Jaqueado por las protestas
En ese diciembre tórrido, la crítica situación económica y el descontento de cada vez más amplios sectores de la sociedad ya eran incontrolables. Entre marzo y abril de 1982 hubo cinco manifestaciones contra el gobierno militar, tres de ellas organizadas por organismos de Derechos Humanos y familiares de los desaparecidos. Galtieri no vaciló en reprimir con dureza.
El 30 de marzo de 1982 una movilización multitudinaria encabezada por Saúl Ubaldini se transformó en una jornada de lucha en las calles, que fue reprimida ferozmente por la dictadura. El descontento popular era inocultable, y la impotencia de Galtieri también.
“La jornada más maravillosa para mí fue la del 30 de marzo de 1982, antes de Malvinas, cuando salimos a la calle y fuimos detenidos. Pero fue una movilización masiva, con una sola tristeza: la muerte del compañero Benedicto Ortiz. Después fue el pueblo el que reaccionó. Desde los balcones tiraban macetas a la policía, de todo. Yo creo que fue lo que apresuró, después de Malvinas, el camino hacia la democracia. Fue una jornada maravillosa, no tuvo el brillo del 17 de octubre pero yo creo que tuvo la valentía misma del 17 de octubre”, recordaría Ubaldini muchos años después.
Los días de la dictadura parecían contados, pero Galtieri y los jefes de las otras dos armas decidieron jugar todavía una carta sangrienta y desesperada.
Un bombero con lanzallamas
Desde hacía unos meses, Galtieri tenía sobre su escritorio un plan de desembarco en las Islas Malvinas. Lo había elaborado el comandante de Operaciones Navales, contralmirante Juan José Lombardo, por órdenes del jefe de la Armada, almirante Jorge Anaya.
Para marzo de 1982, el plan había sido cuidadosamente estudiado y los jefes de las tres armas estaban convencidos de que tenía éxito, porque los británicos no responderían por la fuerza a la invasión.
La fecha fijada por los comandantes para la operación era el 9 de julio de 1982, en coincidencia con la celebración del Dia de la Independencia.

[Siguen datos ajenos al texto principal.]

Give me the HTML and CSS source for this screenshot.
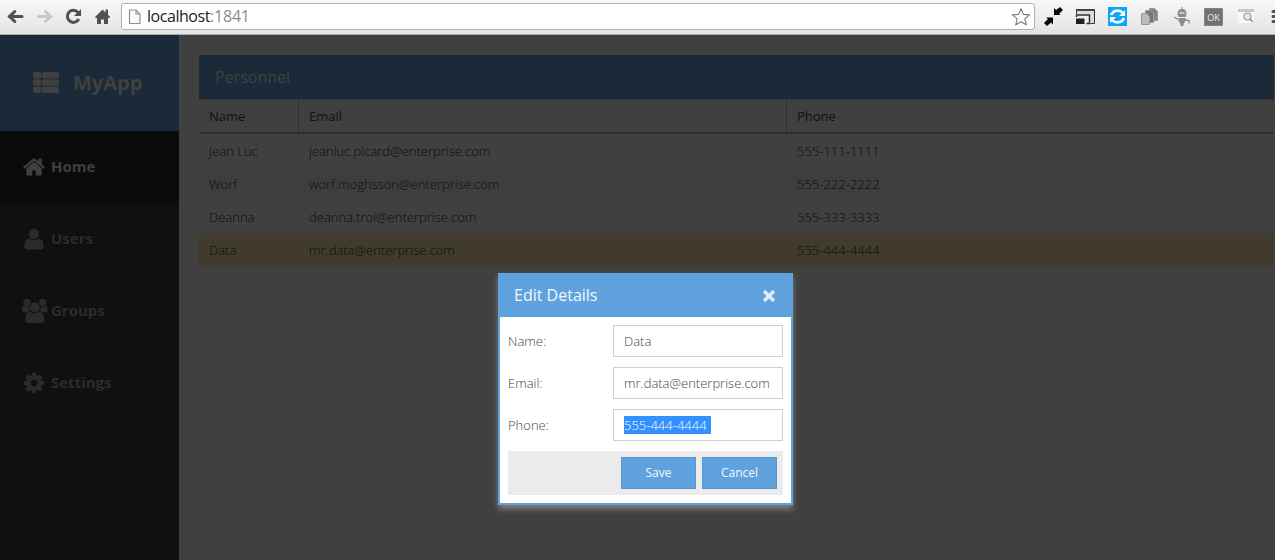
FILE: index.html
```html
<!DOCTYPE html>
<html lang="en">
<head>
<meta charset="utf-8">
<title>MyApp</title>
<link rel="stylesheet" href="styles.css">
</head>
<body>
<header class="toolbar">
  <svg class="nav-icons" width="121" height="34" viewBox="0 0 121 34">
    <g fill="none" stroke-width="3">
      <path d="M9.5 16.5H22" stroke="#505050" stroke-linecap="round"/><path d="M14.8 11.500L9.5 16.5l5.300 5" stroke="#505050" stroke-linecap="round"/>
      <path d="M38.500 16.500H50M45.500 11.500l5.300 5-5.300 5" stroke="#c8c8c8" stroke-linecap="round"/>
      <path d="M78 12.500A6 6 0 1 0 78.800 19" stroke="#505050"/>
    </g>
    <path d="M81 9v7h-7z" fill="#505050"/>
    <path d="M95 17l7.500-7.500 3 3V9.500h2.500v5.300l2.200 2.200-1 1H108v6h-4v-4.500h-3V24h-4v-6h-1.500z" fill="#505050"/>
  </svg>
  <div class="address">
    <svg width="14" height="18" viewBox="0 0 14 18"><path d="M1.500 2H8l4 4v9.500H1.500zM8 2v4h4" fill="#fafafa" stroke="#909090" stroke-width="1.200"/></svg>
    <span class="url">localhost<span class="port">:1841</span></span>
    <svg class="star" width="20" height="20" viewBox="0 0 20 20"><path d="M10 1.700l2.400 5.700 6.100.5-4.700 4 1.500 6L10 14.700l-5.300 3.200 1.500-6-4.700-4 6.100-.5z" fill="#fff" stroke="#777" stroke-width="1.100" stroke-linejoin="round"/></svg>
  </div>
  <svg class="extensions" width="240" height="34" viewBox="0 0 240 34">
    <g fill="#080808"><path d="M19 15v-7l2 2 4-3 3 3-4 4 2 1zM18 17.500v7l-2-2-4 3.500-3-3 4-4-2-1.500z"/></g>
    <path d="M41.500 14.500v-5h18v14h-4" fill="none" stroke="#303030"/><path d="M41 9h19v2H41z" fill="#444"/><path d="M42 11h17v12h-3v-9H42z" fill="#ddd"/><path d="M41.500 15h13v8.500h-3M41.500 15v2" fill="none" stroke="#303030" stroke-width="1.500"/><path d="M41 18.500h8.500v5.500H41z" fill="#202020"/>
    <path d="M73 7h19v19H73z" fill="#0ba5fc"/><path d="M76 15a7 6.500 0 0 1 12-2M89 18a7 6.500 0 0 1-12 2" fill="none" stroke="#fff" stroke-width="2.600"/><path d="M90 10v6h-6zM75 23v-6h6z" fill="#fff"/>
    <g stroke="#999"><path d="M114.500 8.500h5l3 3v9h-8z" fill="#858585"/><path d="M110.500 10.500h5l3 3v9h-8z" fill="#777"/><path d="M106.500 13.500h5l3 3v8h-8z" fill="#bbb"/></g>
    <g fill="#8c8c8c"><path d="M146.500 7h1v3h-1z"/><path d="M142.500 14q0-5 4.500-5t4.500 5z"/><path d="M142.500 14h9l-1 3h-7zM143.500 18h7v3l-2 3v2h-3v-2l-2-3z"/><path d="M139 17l4 2.500M150 20l4 .5v3" fill="none" stroke="#8c8c8c" stroke-width="1.300"/></g><path d="M144.500 13h5" stroke="#ddd" stroke-width="1.500"/>
    <path d="M169.500 8.500h18v17h-18z" fill="#727272" stroke="#858585"/><text x="178.500" y="20.500" text-anchor="middle" class="ok">OK</text>
    <path d="M203 10h16v13h-16z" fill="#f8f8f8"/><path d="M203 9h16v3h-16z" fill="#c6c6c6"/><circle cx="212.500" cy="16.500" r="3.500" fill="#e8e8e8" stroke="#999" stroke-width="1.200"/><path d="M215 19l3 3" stroke="#909090" stroke-width="1.500"/>
    <path d="M238 11.500h5M238 16.500h5M238 21.500h5" stroke="#505050" stroke-width="3" stroke-linecap="round"/>
  </svg>
</header>
<div class="app">
  <nav class="sidebar">
    <div class="brand"><svg width="26" height="22" viewBox="0 0 26 22" fill="#404040"><rect width="8.300" height="6.500" rx="1.700"/><rect x="9" width="17" height="6.500" rx="1.700"/><rect y="7.200" width="8.300" height="6.500" rx="1.700"/><rect x="9" y="7.200" width="17" height="6.500" rx="1.700"/><rect y="14.400" width="8.300" height="6.500" rx="1.700"/><rect x="9" y="14.400" width="17" height="6.500" rx="1.700"/></svg><span>MyApp</span></div>
    <a class="item active"><svg viewBox="0 0 1792 1792"><path d="M1472 992v480q0 26-19 45t-45 19h-384v-384h-256v384h-384q-26 0-45-19t-19-45v-480q0-1 .5-3t.5-3l575-474 575 474q1 2 1 6zm223-69l-62 74q-8 9-21 11h-3q-13 0-21-7l-692-577-692 577q-12 8-24 7-13-2-21-11l-62-74q-8-10-7-23.500t11-21.500l719-599q32-26 76-26t76 26l244 204v-195q0-14 9-23t23-9h192q14 0 23 9t9 23v408l219 182q10 8 11 21.500t-7 23.500z"/></svg>Home</a>
    <a class="item"><svg viewBox="0 0 24 24"><circle cx="12" cy="7" r="5.200"/><path d="M7.300 11.400q4.700 3.600 9.400 0Q21.600 12 21.600 19q0 3.500-3 3.500H5.400q-3 0-3-3.500 0-7 4.900-7.600z"/></svg>Users</a>
    <a class="item"><svg class="wide" viewBox="0 0 26 26"><circle cx="5" cy="4.300" r="3.600"/><circle cx="20.700" cy="4.300" r="3.600"/><path d="M3 7.500q2 1.500 4 .7-.3 3 1.600 5Q6 13 5 14.500H2q-2 0-2-2Q0 7 3 7.500zM22.700 7.500q-2 1.500-4 .7.300 3-1.600 5 2.600-.2 3.600 1.300h3q2 0 2-2 0-5.500-3-5z"/><circle cx="12.800" cy="9.400" r="5"/><path d="M8.200 13.600q4.600 3.500 9.200 0Q22 14 22.300 21.500q0 3.500-3 3.500h-13q-3 0-3-3.500Q3.500 14 8.200 13.600z"/></svg>Groups</a>
    <a class="item"><svg viewBox="0 0 1792 1792"><path d="M1152 896q0-106-75-181t-181-75-181 75-75 181 75 181 181 75 181-75 75-181zm512-109v222q0 12-8 23t-20 13l-185 28q-19 54-39 91 35 50 107 138 10 12 10 25t-9 23q-27 37-99 108t-94 71q-12 0-26-9l-138-108q-44 23-91 38-16 136-29 186-7 28-36 28h-222q-14 0-24.500-8.500t-11.500-21.500l-28-184q-49-16-90-37l-141 107q-10 9-25 9-14 0-25-11-126-114-165-168-7-10-7-23 0-12 8-23 15-21 51-66.500t54-70.500q-27-50-41-99l-183-27q-13-2-21-12.500t-8-23.500v-222q0-12 8-23t19-13l186-28q14-46 39-92-40-57-107-138-10-12-10-24 0-10 9-23 26-36 98.500-107.500t94.500-71.500q13 0 26 10l138 107q44-23 91-38 16-136 29-186 7-28 36-28h222q14 0 24.500 8.500t11.500 21.500l28 184q49 16 90 37l142-107q9-9 24-9 13 0 25 10 129 119 165 170 7 8 7 22 0 12-8 23-15 21-51 66.500t-54 70.500q26 50 41 98l183 28q13 2 21 12.500t8 23.500z"/></svg>Settings</a>
  </nav>
  <main class="content">
    <h1 class="panel-title">Personnel</h1>
    <div class="row head"><span>Name</span><span>Email</span><span>Phone</span></div>
    <div class="row"><span>Jean Luc</span><span>jeanluc.picard@enterprise.com</span><span>555-111-1111</span></div>
    <div class="row alt"><span>Worf</span><span>worf.moghsson@enterprise.com</span><span>555-222-2222</span></div>
    <div class="row"><span>Deanna</span><span>deanna.troi@enterprise.com</span><span>555-333-3333</span></div>
    <div class="row selected"><span>Data</span><span>mr.data@enterprise.com</span><span>555-444-4444</span></div>
  </main>
</div>
<section class="dialog">
  <div class="dialog-head"><span>Edit Details</span><svg width="12" height="12" viewBox="0 0 12 12"><path d="M2.300 2.300l7.400 7.400M9.700 2.300L2.300 9.700" stroke="#dfecf8" stroke-width="3.500" stroke-linecap="square"/></svg></div>
  <div class="form">
    <div class="field"><label>Name:</label><div class="input">Data</div></div>
    <div class="field"><label>Email:</label><div class="input">mr.data@enterprise.com</div></div>
    <div class="field"><label>Phone:</label><div class="input"><span class="marked">555-444-4444</span></div></div>
    <div class="actions"><button>Save</button><button>Cancel</button></div>
  </div>
</section>
</body>
</html>
```
FILE: styles.css
```css
* { box-sizing: border-box; }
body { margin: 0; width: 1275px; height: 560px; overflow: hidden; display: flex; flex-direction: column; position: relative; background: #404040; font: 300 13px "Open Sans", sans-serif; }
.toolbar { height: 35px; flex: none; display: flex; background: linear-gradient(#f7f7f7, #e4e4e4); border-bottom: 1px solid #aaa; }
.toolbar svg { flex: none; }
.address { width: 914px; height: 27px; margin-top: 3px; border: 1px solid #b0b0b0; border-radius: 3px; background: #fff; display: flex; align-items: center; padding: 0 3px 0 6px; }
.url { margin: -2px 0 0 5px; font-size: 16px; letter-spacing: -0.45px; font-weight: 400; line-height: 24px; color: #1c1c1c; }
.port { color: #8b8b8b; letter-spacing: -0.2px; }
.star { margin-left: auto; }
.ok { font: 400 9px "Open Sans", sans-serif; fill: #eee; }
.app { flex: 1; display: flex; }
.sidebar { width: 179px; background: #101010; flex: none; }
.brand { height: 96px; background: #1a2a38; color: #404040; display: flex; align-items: center; padding: 0 0 2px 33px; gap: 14px; font-size: 20px; font-weight: 700; }
.brand svg { margin-top: 1px; }
.item { height: 72px; display: flex; align-items: center; padding: 0 0 2px 22px; gap: 5px; font-size: 15px; font-weight: 700; color: #2b2b2b; fill: #2b2b2b; }
.item svg { width: 24px; height: 24px; margin-top: 2px; }
.item .wide { width: 26px; height: 26px; margin-right: -2px; }
.item.active { background: #0b0b0b; color: #404040; fill: #404040; }
.content { flex: 1; padding: 20px 1px 0 20px; }
.panel-title { margin: 0; height: 44px; background: #1a2a38; color: #404040; font-size: 16px; font-weight: 400; line-height: 44px; padding-left: 16px; }
.row { display: grid; grid-template-columns: 100px 488px 1fr; height: 33px; line-height: 32px; color: #0c0c0c; border-bottom: 1px solid #3b3b3b; }
.row span { padding-left: 10px; }
.row.head { height: 35px; margin-bottom: 1px; line-height: 33px; font-weight: 400; color: #101010; border-top: 1px solid #343434; border-bottom: 2px solid #303030; }
.head span + span { border-left: 1px solid #303030; padding-left: 10px; }
.head span { margin-left: -1px; padding-left: 11px; }
.row.alt { background: #3e3e3e; }
.row.selected { background: #403b2d; }
.dialog { position: absolute; left: 498px; top: 273px; width: 295px; height: 232px; border: 2px solid #5fa2dd; background: #fff; box-shadow: 0 4px 6px #808080; color: #444; }
.dialog-head { height: 42px; background: #5fa2dd; color: #f3f8fd; display: flex; align-items: center; justify-content: space-between; padding: 0 16px 2px 14px; font-size: 16px; font-weight: 400; }
.dialog-head svg { margin-top: 2px; }
.form { padding: 8px; display: flex; flex-direction: column; gap: 10px; }
.field { display: flex; justify-content: space-between; line-height: 32px; }
.input { width: 170px; height: 32px; border: 1px solid #cfcfcf; padding-left: 10px; line-height: 31px; }
.marked { background: #3390ff; color: #fff; padding-right: 4px; }
.actions { height: 44px; background: #ebebeb; display: flex; justify-content: flex-end; gap: 6px; padding: 6px; }
.actions button { width: 75px; height: 32px; padding: 0 0 2px; border: 1px solid #5796cf; background: #5fa2dd; color: #f3f8fd; font: 400 12px "Open Sans", sans-serif; }
```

Pero el clima social aceleró los plazos. Galtieri y sus socios en la Junta Militar decidieron lanzar el plan el 2 de abril.

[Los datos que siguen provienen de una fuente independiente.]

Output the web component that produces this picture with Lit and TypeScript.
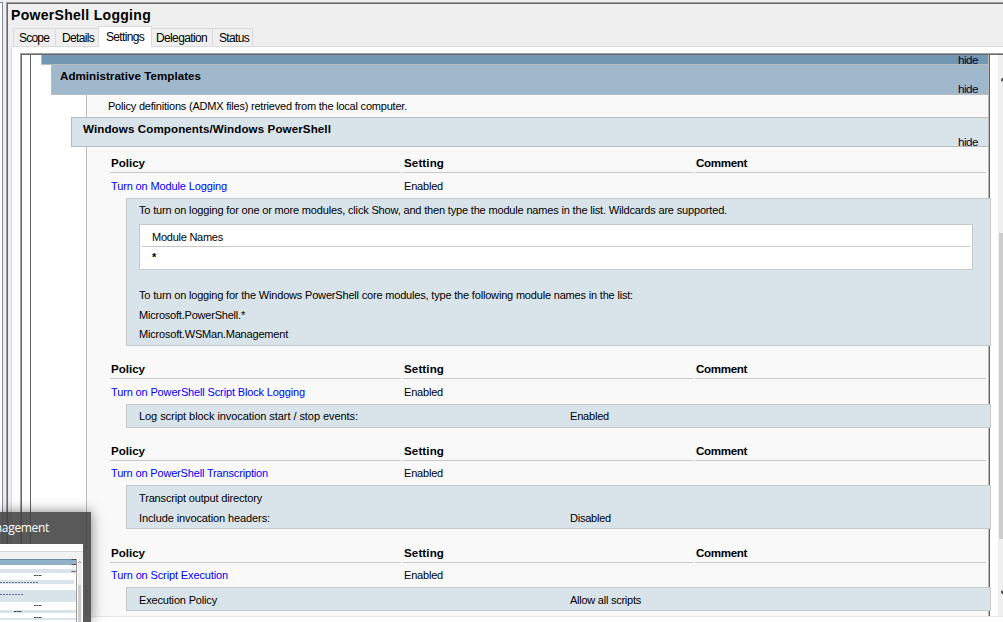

Con esa acción, supusieron, matarían dos pájaros de un solo tiro: recuperarían las islas y, apelando al patriotismo de los argentinos, contendrían las protestas sociales cada vez más generalizadas y reconstruirían la deteriorada imagen de la dictadura.
Dos meses y 12 días después, el 14 de junio, las tropas argentinas se rindieron ante las británicas. Los días de Galtieri estaban contados.
El 18 de junio, fue reemplazado por Cristino Nicolaides como jefe del Ejército. Cuatro días más tarde, asumió la última “presidencia” de la dictadura el general retirado Reynaldo Benito Bignone, quien luego convocaría a elecciones.
Leopoldo Fortunato Galtieri, “el general majestuoso” que pretendía salvar a su “gobierno” con una guerra y así transformarse en un héroe nacional, había terminado sus días en el poder como el sangriento sepulturero de la dictadura.